About six o'clock in the evening, when we were in a lock, the skipper came to the stern of the barge to speak to us. They were going to have to continue that evening till the locks closed, and then get up in the dark again, in order to get the barge to Lyons on schedule. He suggested that we might like to be dropped off at the Port de Plaisance at Valence. If so, they would only want 500 euros, not the 800 previously agreed. We looked up Valence Port de Plaisance in our book and decided that that was an excellent suggestion, since we seemed to be past the most difficult stretches and we felt we could do with a good night's sleep. The skipper collected his money at the next lock, about 17 km below Valence.

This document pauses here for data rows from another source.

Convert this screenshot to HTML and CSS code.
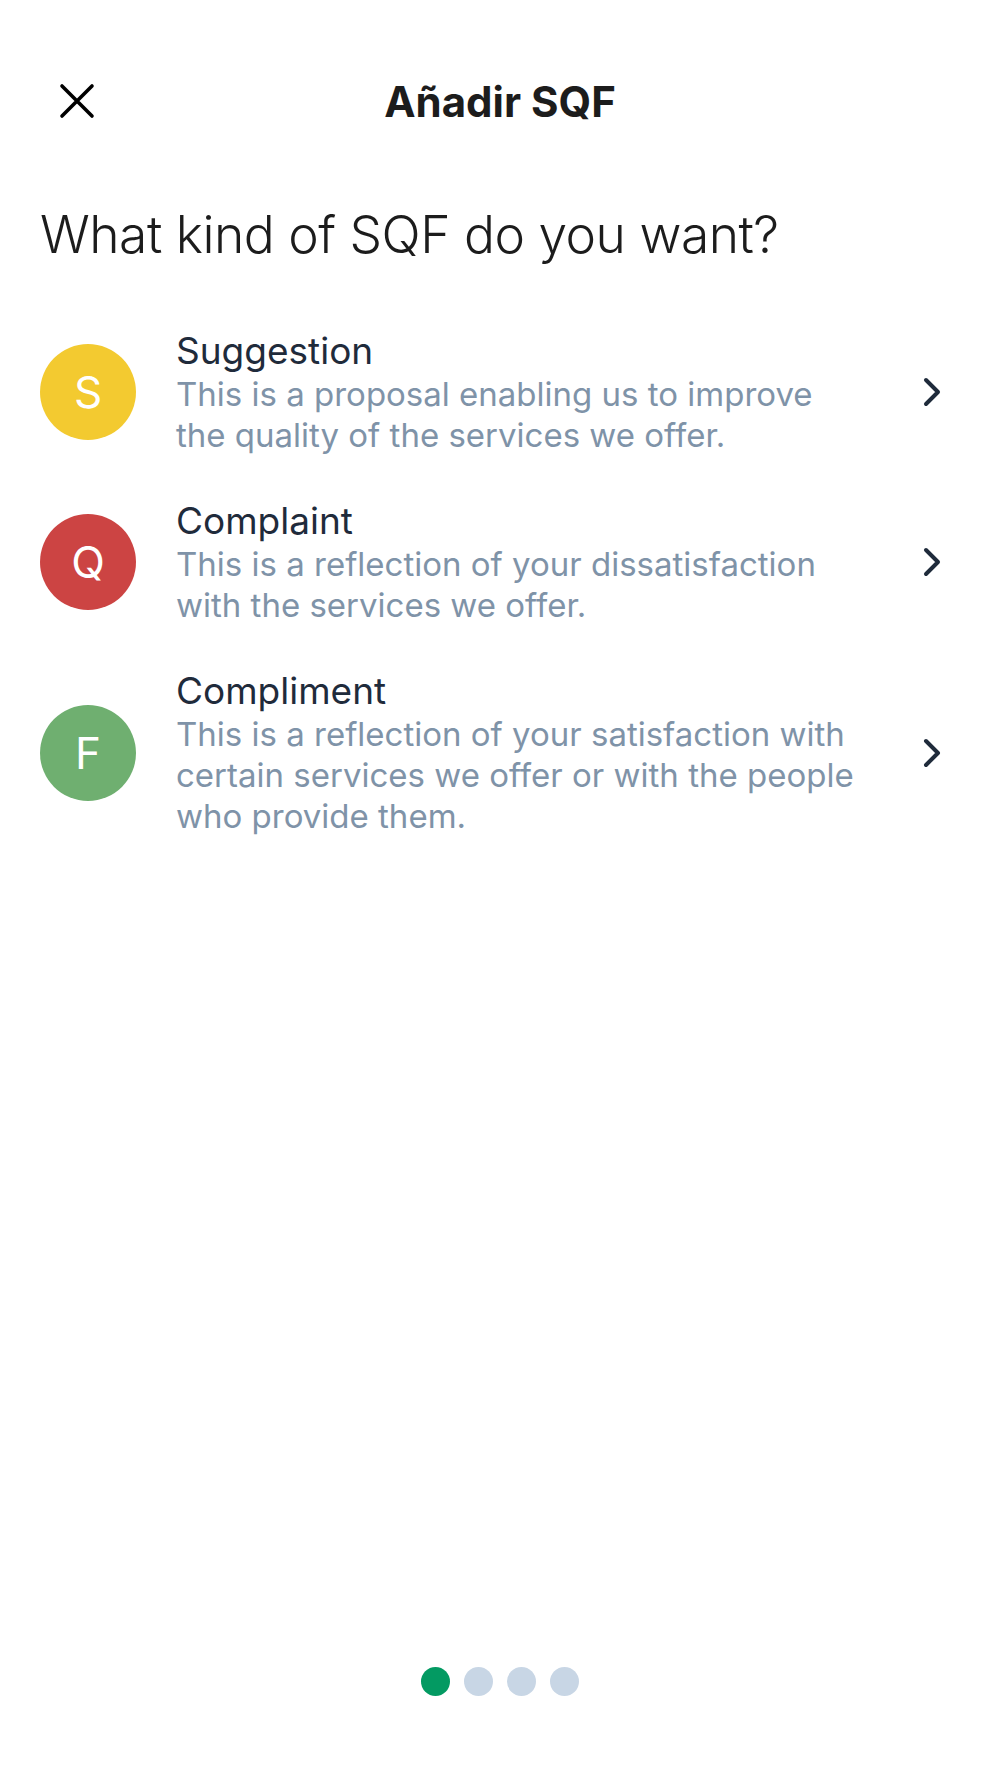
FILE: index.html
```html
<!DOCTYPE html>
<html lang="en">
<head>
    <meta charset="UTF-8">
    <title>Añadir SQF</title>
    <link rel="stylesheet" href="styles.css">
</head>
<body>

<div class="screen">
    <header class="topbar">
        <button class="close" id="close" aria-label="Close">
            <svg width="36" height="36" viewBox="0 0 36 36">
                <path d="M3 3 L33 33 M33 3 L3 33" stroke="#000" stroke-width="3.6" stroke-linecap="round" fill="none"/>
            </svg>
        </button>
        <h1 class="title">Añadir SQF</h1>
    </header>

    <h2 class="question">What kind of SQF do you want?</h2>

    <ul class="kinds">
        <li class="kind">
            <span class="badge suggestion">S</span>
            <div class="kind-text">
                <div class="kind-name">Suggestion</div>
                <p class="kind-desc">This is a proposal enabling us to improve the quality of the services we offer.</p>
            </div>
            <svg class="chevron" width="20" height="30" viewBox="0 0 20 30">
                <path d="M4 3 L16 15 L4 27" stroke="#1f2b3b" stroke-width="4" stroke-linecap="round" stroke-linejoin="round" fill="none"/>
            </svg>
        </li>
        <li class="kind">
            <span class="badge complaint">Q</span>
            <div class="kind-text">
                <div class="kind-name">Complaint</div>
                <p class="kind-desc">This is a reflection of your dissatisfaction with the services we offer.</p>
            </div>
            <svg class="chevron" width="20" height="30" viewBox="0 0 20 30">
                <path d="M4 3 L16 15 L4 27" stroke="#1f2b3b" stroke-width="4" stroke-linecap="round" stroke-linejoin="round" fill="none"/>
            </svg>
        </li>
        <li class="kind">
            <span class="badge compliment">F</span>
            <div class="kind-text">
                <div class="kind-name">Compliment</div>
                <p class="kind-desc">This is a reflection of your satisfaction with certain services we offer or with the people who provide them.</p>
            </div>
            <svg class="chevron" width="20" height="30" viewBox="0 0 20 30">
                <path d="M4 3 L16 15 L4 27" stroke="#1f2b3b" stroke-width="4" stroke-linecap="round" stroke-linejoin="round" fill="none"/>
            </svg>
        </li>
    </ul>

    <div class="steps">
        <span class="dot active"></span>
        <span class="dot"></span>
        <span class="dot"></span>
        <span class="dot"></span>
    </div>
</div>

</body>
</html>
```

FILE: styles.css
```css
body {
    margin: 0;
    background: #fff;
    font-family: Inter, "Open Sans", sans-serif;
    color: #1f2b3b;
}
.screen {
    min-height: 1778px;
    display: flex;
    flex-direction: column;
    box-sizing: border-box;
    padding: 0 40px;
}
.topbar {
    position: relative;
    display: flex;
    align-items: center;
    justify-content: center;
    padding-top: 77px;
}
.close {
    position: absolute;
    left: 19px;
    top: 83px;
    background: none;
    border: none;
    padding: 0;
    cursor: pointer;
}
.title {
    margin: 0;
    font-size: 42px;
    font-weight: 700;
    line-height: 50px;
    color: #1c1c1c;
}
.question {
    margin: 75px 0 0;
    font-size: 51.5px;
    font-weight: 300;
    line-height: 64px;
    color: #1c1c1c;
    letter-spacing: -0.5px;
}
.kinds {
    list-style: none;
    margin: 62px 0 0;
    padding: 0;
    display: flex;
    flex-direction: column;
    gap: 42px;
}
.kind {
    display: flex;
    align-items: center;
    cursor: pointer;
}
.badge {
    flex: none;
    width: 96px;
    height: 96px;
    border-radius: 50%;
    display: flex;
    align-items: center;
    justify-content: center;
    color: #fff;
    font-size: 44px;
    font-weight: 400;
}
.suggestion {
    background: #f3ca30;
}
.complaint {
    background: #cc4443;
}
.compliment {
    background: #6faf70;
}
.kind-text {
    flex: 1;
    margin-left: 40px;
    max-width: 678px;
}
.kind-name {
    font-size: 37px;
    line-height: 46px;
}
.kind-desc {
    margin: 0;
    font-size: 33px;
    line-height: 41px;
    color: #7f93a8;
}
.chevron {
    margin-left: auto;
    margin-right: 18px;
}
.steps {
    margin-top: auto;
    margin-bottom: 82px;
    display: flex;
    justify-content: center;
    gap: 14px;
}
.dot {
    width: 29px;
    height: 29px;
    border-radius: 50%;
    background: #c8d6e5;
}
.dot.active {
    background: #039a62;
}
```
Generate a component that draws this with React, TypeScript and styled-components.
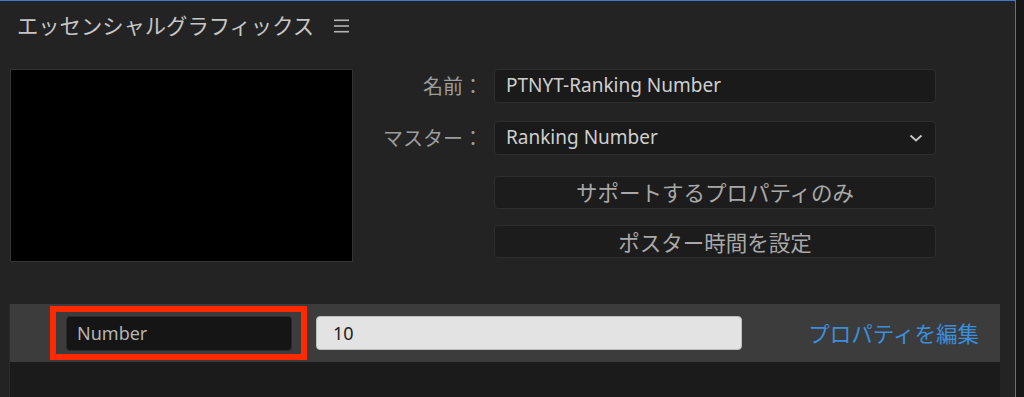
import React from 'react'
import styled, { createGlobalStyle } from 'styled-components'

const GlobalStyle = createGlobalStyle`
  html, body {
    margin: 0;
    padding: 0;
    background: #161616;
    overflow: hidden;
  }
  * {
    box-sizing: border-box;
  }
`

const JP = `"Noto Sans CJK JP", "Noto Sans", sans-serif`
const LATIN = `"Noto Sans", "Noto Sans CJK JP", sans-serif`

const App = () => {
  return (
    <>
      <GlobalStyle />
      <Screen>
        <Panel>
          <Header>
            <Title>エッセンシャルグラフィックス</Title>
            <MenuIcon width="15" height="14" viewBox="0 0 15 14">
              <rect x="0" y="0.5" width="15" height="1.6" fill="#b4b4b4" />
              <rect x="0" y="6.2" width="15" height="1.6" fill="#b4b4b4" />
              <rect x="0" y="11.9" width="15" height="1.6" fill="#b4b4b4" />
            </MenuIcon>
          </Header>

          <Top>
            <Preview />
            <Form>
              <Label>名前：</Label>
              <Field>
                <FieldText>PTNYT-Ranking Number</FieldText>
              </Field>

              <Label>マスター：</Label>
              <Field>
                <FieldText>Ranking Number</FieldText>
                <svg width="14" height="8" viewBox="0 0 14 8">
                  <polyline points="1.5,1.5 7,6.5 12.5,1.5" fill="none" stroke="#c8c8c8" strokeWidth="1.8" />
                </svg>
              </Field>

              <span />
              <Button $spaced>サポートするプロパティのみ</Button>

              <span />
              <Button>ポスター時間を設定</Button>
            </Form>
          </Top>

          <List>
            <PropRow>
              <Highlight>
                <NameField>Number</NameField>
              </Highlight>
              <ValueField>10</ValueField>
              <EditLink>プロパティを編集</EditLink>
            </PropRow>
          </List>
        </Panel>
      </Screen>
    </>
  )
}

export default App

const Screen = styled.div`
  width: 1024px;
  height: 397px;
  display: flex;
  background: #161616;
  overflow: hidden;
`

const Panel = styled.div`
  width: 1016px;
  height: 100%;
  background: #232323;
  border-top: 1px solid #3a7bd0;
  border-right: 1px solid #3a7bd0;
  display: flex;
  flex-direction: column;
`

const Header = styled.div`
  height: 48px;
  padding-left: 17px;
  display: flex;
  align-items: center;
  gap: 20px;
  margin-bottom: 20px;
`

const Title = styled.h1`
  margin: 0;
  font-family: ${JP};
  font-size: 21.3px;
  font-weight: 400;
  color: #c6c6c6;
  line-height: 1;
`

const MenuIcon = styled.svg`
  display: block;
  margin-top: 2px;
`

const Top = styled.div`
  display: flex;
  padding-left: 10px;
`

const Preview = styled.div`
  width: 343px;
  height: 193px;
  background: #000;
  border: 1px solid #343434;
`

const Form = styled.div`
  display: grid;
  grid-template-columns: 130px 442px;
  grid-auto-rows: 33px;
  column-gap: 11px;
  row-gap: 19px;
  align-items: center;
`

const Label = styled.div`
  font-family: ${JP};
  font-size: 20px;
  color: #9c9c9c;
  text-align: right;
  line-height: 1;
`

const Field = styled.div`
  height: 34px;
  display: flex;
  align-items: center;
  justify-content: space-between;
  padding: 0 12px 0 11px;
  background: #1a1a1a;
  border: 1px solid #2e2e2e;
  border-radius: 4px;
`

const FieldText = styled.span`
  font-family: ${LATIN};
  font-size: 19px;
  color: #cfcfcf;
  line-height: 1;
`

const Button = styled.div<{ $spaced?: boolean }>`
  height: 33px;
  margin-top: ${(p) => (p.$spaced ? '5px' : '0')};
  display: flex;
  align-items: center;
  justify-content: center;
  background: #1c1c1c;
  border: 1px solid #2e2e2e;
  border-radius: 4px;
  font-family: ${JP};
  font-size: 21.5px;
  color: #a8a8a8;
  line-height: 1;
`

const List = styled.div`
  flex: 1;
  margin: 42px 15px 0 9px;
  background: #1b1b1b;
  border-left: 1px solid #2b2b2b;
`

const PropRow = styled.div`
  height: 58px;
  display: flex;
  align-items: center;
  padding: 0 21px 0 40px;
  background: #3c3c3c;
`

const Highlight = styled.div`
  width: 257px;
  height: 54px;
  border: 6px solid #ff2a00;
  display: flex;
  align-items: center;
  padding-left: 10px;
`

const NameField = styled.div`
  width: 226px;
  height: 35px;
  display: flex;
  align-items: center;
  padding-left: 10px;
  background: #151515;
  border: 1px solid #2a2a2a;
  border-radius: 4px;
  font-family: ${LATIN};
  font-size: 18px;
  color: #b4b4b4;
`

const ValueField = styled.div`
  width: 426px;
  height: 34px;
  margin-left: 9px;
  display: flex;
  align-items: center;
  padding-left: 16px;
  background: #e3e3e3;
  border: 1px solid #bdbdbd;
  border-radius: 4px;
  font-family: ${LATIN};
  font-size: 18px;
  color: #1e1e1e;
`

const EditLink = styled.div`
  margin-left: auto;
  font-family: ${JP};
  font-size: 21.5px;
  color: #3b8fdd;
  line-height: 1;
`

By the time they waited for at the final lock we had all learned how best to get hitched on and were soon being towed through the dusk to the entrance of the Port de Plaisance. We realised that navigation marks in the river have no lights, but thankfully identified the entrance to the marina with our searchlight and inched towards the 'welcome' pontoon with the shallow water alarm sounding. Meanwhile our barge took off at top speed to try and get to Lyons on time.

We stayed at Valence (a nice town) for two days and then set off under our own steam arriving at Lyons two days later. On our second day we passed 'our' barge heading back downstream, and got a cheery wave from the skipper. We enjoyed our tow and felt it gave us an insight into the life of the bargee. Overall it was a good experience.